Week 8 - Data Automation

Like other sections I have mentioned in this camping, Week 1 - Infrastructure includes how to set up your project with Docker and Terraform, as well as how to use Localstack to run AWS infrastructure locally (for testing purposes).

Other sections like Warehouse, Batching, Streaming, and Orchrestration with Airflow and everything are contrainerized and run in Docker containers. You futhermore will be able to run those containers with K8s and deploy them to Cloud services like AWS, GCP, or Azure.

Back in the day, DevOps was a big buzzword, and it was all about automating everything. Nowadays, DevOps is a set of practices that help you to automate your processes and reduce the time to market. It is now a starting point for other technologies which are used to automate processes such as: DevSecOps, DataOps, LLMOps, MLOps, FinOps, BIOps, etc.

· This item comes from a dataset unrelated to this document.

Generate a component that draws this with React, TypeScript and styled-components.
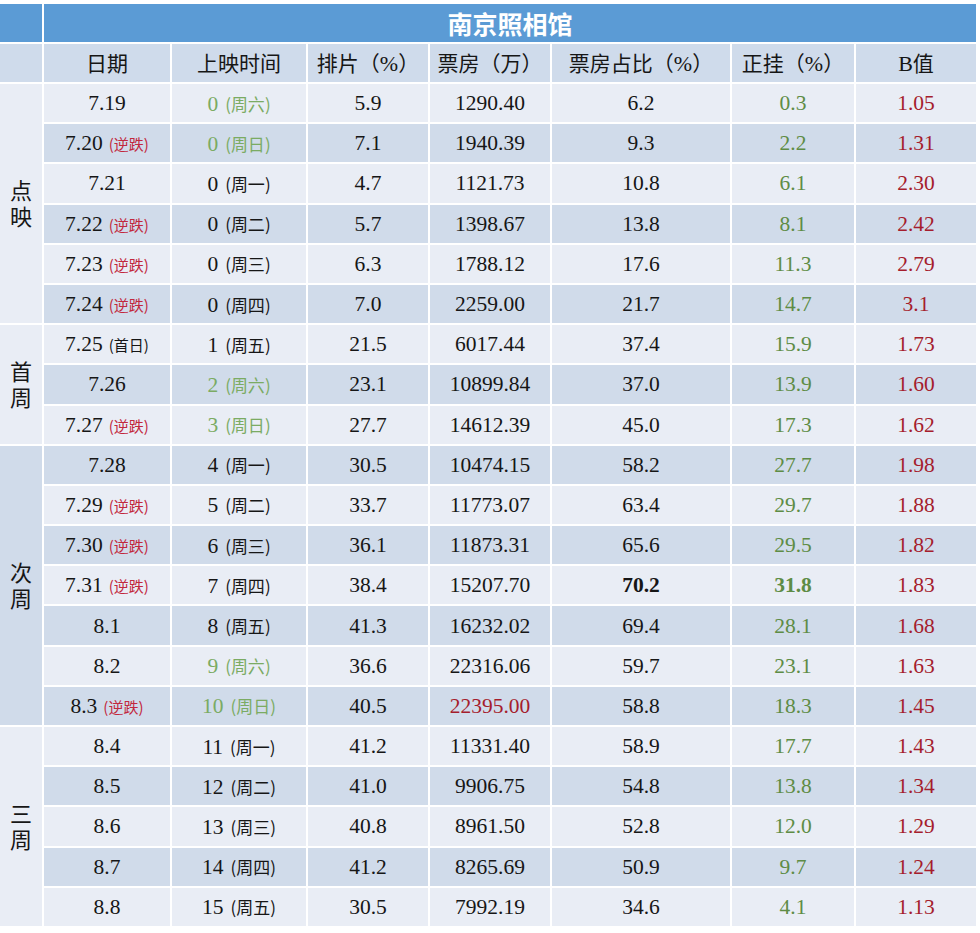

BUT, no matter whwat it Ops is, remember that it is not a magic wand. It helps you to automate the process and reduce the risk of human error and ensure the quality of delivery.

What xOps areas for Data Automation covered?

Tip

Start to build the slim dbt CICD process with GitHub

  • Idenpotency with Data Lakehouse where you can replay, re-process, re-run data pipeline without introducing data drife and backfilling overhead.

I will not mention the CICD process to deploy data pieplines or how to manage data warehouses because it is a very broad topic with all tools and terminologies like Infrastructure as Code (IaC) with Standard tools like Terraform or Cloud SDK.

You will see the concepts and foundations is not changed, but the techologies are evolving and changing for every minute. xOps is not the one-size-fits-all solution, you will need to adapt it to your needs and business requirements.